Metaphysics is a dark ocean without shores or lighthouse, strewn with many a philosophic wreck.
(Immanuel Kant)
A recent online story in the German news outlet Deustche Welle posted a video of a boy’s lost waterproof camera which slipped off a rock on a Yorkshire, UK beach and rode the currents 800 kilometers across the North Sea, where it was found on the shore of a German island. The footage recovered from the camera (which was initially balanced on the rock while the boy and his sister played) recorded their 11-minute bout of distracted meandering in and out of the field of vision. Other figures enter and exit, pausing to contemplate the scenery until near the end of the clip, where the tide sucks the camera into the sea.
Then, the fun begins. Swirls of seaweed and ocean junk float in and out of the lens’ periphery in a muted, fleshy kaleidoscope. Ragged, half-torn shapes bunch together and break apart in the murk; recorded gurgling sounds evoke an unsteady, synesthetic reverie.
Gunn’s pieces harbor a muted, oceanic palette, possibly derived from his experience growing up on the east coast of Canada. However, the works have a more accurate purchase on still life, with more flotsam than ocean.

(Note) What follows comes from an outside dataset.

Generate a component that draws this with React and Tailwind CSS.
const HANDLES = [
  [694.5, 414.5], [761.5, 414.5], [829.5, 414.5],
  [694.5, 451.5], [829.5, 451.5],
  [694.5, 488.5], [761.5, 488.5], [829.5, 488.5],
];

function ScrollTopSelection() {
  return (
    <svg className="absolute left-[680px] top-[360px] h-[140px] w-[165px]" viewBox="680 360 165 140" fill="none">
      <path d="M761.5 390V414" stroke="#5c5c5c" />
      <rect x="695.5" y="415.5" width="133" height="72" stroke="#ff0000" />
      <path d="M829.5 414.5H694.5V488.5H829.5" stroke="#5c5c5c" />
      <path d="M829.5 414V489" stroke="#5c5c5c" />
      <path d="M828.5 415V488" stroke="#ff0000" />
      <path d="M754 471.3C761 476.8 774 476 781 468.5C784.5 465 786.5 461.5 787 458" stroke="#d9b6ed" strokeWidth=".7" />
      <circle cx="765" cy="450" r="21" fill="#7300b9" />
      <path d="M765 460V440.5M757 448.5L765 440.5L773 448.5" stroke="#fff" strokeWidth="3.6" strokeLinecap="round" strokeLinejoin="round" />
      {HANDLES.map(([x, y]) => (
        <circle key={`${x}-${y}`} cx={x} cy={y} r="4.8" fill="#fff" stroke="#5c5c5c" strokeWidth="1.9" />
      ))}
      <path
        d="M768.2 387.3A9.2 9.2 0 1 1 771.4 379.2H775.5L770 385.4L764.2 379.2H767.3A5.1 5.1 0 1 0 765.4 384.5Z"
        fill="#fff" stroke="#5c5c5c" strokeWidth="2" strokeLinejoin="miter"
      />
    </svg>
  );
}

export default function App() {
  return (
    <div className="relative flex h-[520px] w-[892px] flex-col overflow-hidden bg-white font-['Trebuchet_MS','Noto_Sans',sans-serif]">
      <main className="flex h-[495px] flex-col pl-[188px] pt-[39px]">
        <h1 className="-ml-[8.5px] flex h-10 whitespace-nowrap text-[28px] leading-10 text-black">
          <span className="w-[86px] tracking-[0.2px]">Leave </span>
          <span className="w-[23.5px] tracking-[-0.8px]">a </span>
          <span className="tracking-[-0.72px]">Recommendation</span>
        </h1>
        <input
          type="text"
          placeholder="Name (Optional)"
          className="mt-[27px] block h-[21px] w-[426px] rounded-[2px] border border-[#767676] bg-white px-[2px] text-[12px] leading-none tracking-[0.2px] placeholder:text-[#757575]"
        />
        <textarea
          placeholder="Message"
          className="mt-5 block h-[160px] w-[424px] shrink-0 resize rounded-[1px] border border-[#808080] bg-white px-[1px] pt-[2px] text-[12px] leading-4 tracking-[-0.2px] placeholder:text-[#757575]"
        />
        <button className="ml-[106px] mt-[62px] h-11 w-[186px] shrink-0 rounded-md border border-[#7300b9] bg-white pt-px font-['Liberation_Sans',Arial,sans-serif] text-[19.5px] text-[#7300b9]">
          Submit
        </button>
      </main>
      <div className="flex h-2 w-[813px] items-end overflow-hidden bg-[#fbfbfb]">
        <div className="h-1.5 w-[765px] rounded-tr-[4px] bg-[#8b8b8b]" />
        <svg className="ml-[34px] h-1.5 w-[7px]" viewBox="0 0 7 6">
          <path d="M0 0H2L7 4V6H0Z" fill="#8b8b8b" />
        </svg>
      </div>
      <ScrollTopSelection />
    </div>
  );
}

An improvised but disciplined approach to the base elements of each piece allows the artist to access sub-genres as varied as seaborne junk drifting across a submerged camera lens. Gunn references some of the idioms of the ‘lesser’ arts: drifting mineral and vegetal forms are denoted with a brisk painterly touch that recall more vernacular approaches like rose mauling on rounded surfaces, or reverse landscape paintings on convex glass.
Intuitively conceived and carefully constructed, the irregular, rounded substrates sport smooth concave surfaces, eliciting demi-objects that emerge and retreat like quantum particles in a field.

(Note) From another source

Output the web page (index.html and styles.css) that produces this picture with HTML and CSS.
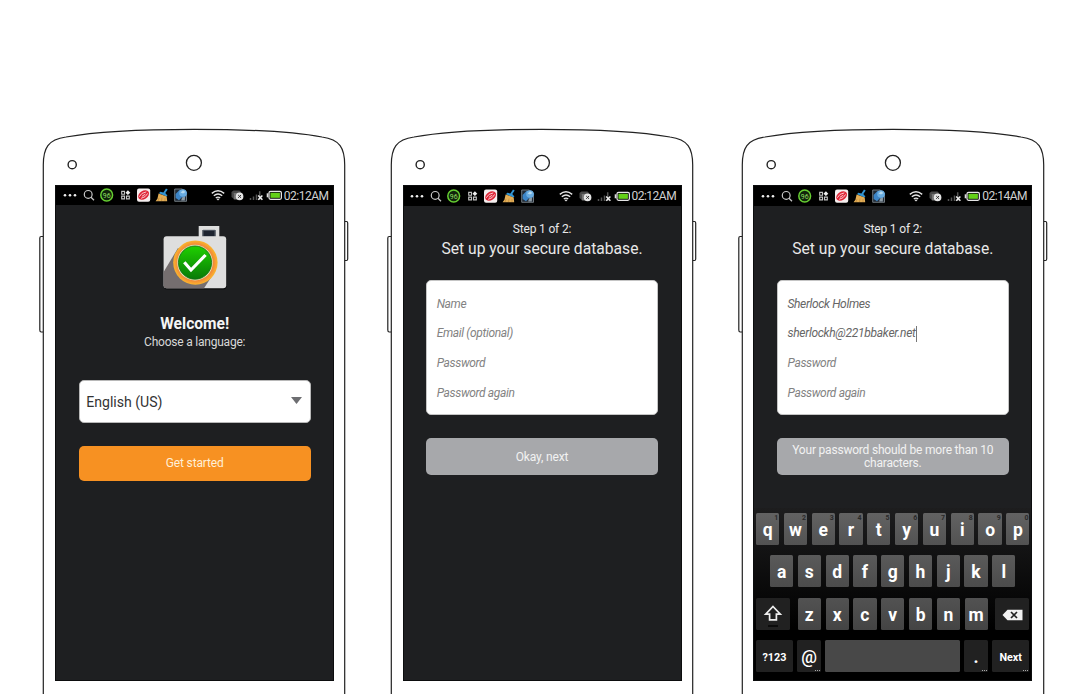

These kinetically engaged forms dance on the skin of the painted surface and interact with the peripheral tension of the shaped edge. In works like Wave After Wave (2016): an uprooted Christmas tree appears. In others: vegetal remnants. Furry things. Squiggly things. Smooth things. Fragments of things. Meaty bits of dashed-off paint that hover on the surface: a stand-in for other things.
In tighter works like Deep Down (2016), the figure hovers in a force field of surface and ground: a densely knit, wet disco ball of emergent forms.
The Origin of the Universe (2016), singular in its thinglessness, with its vaguely vaginal nod to Courbet, coaxes the viewer to nestle in the void of unrequited expectation.
The exhibition title, Anyplace, Anytime, for No Reason At All, is lifted from an interview with Frank Zappa, describing his compositional method, which puts an emphasis on a rigorous technical competence combined with a loose assemblage of approach. The quote finishes with, “I think with an aesthetic like that you can have a pretty good latitude for being creative”. Gunn’s transcription of that approach provides a persuasive proposal of how a painting can be an aperture into an ocean of aesthetic inventiveness.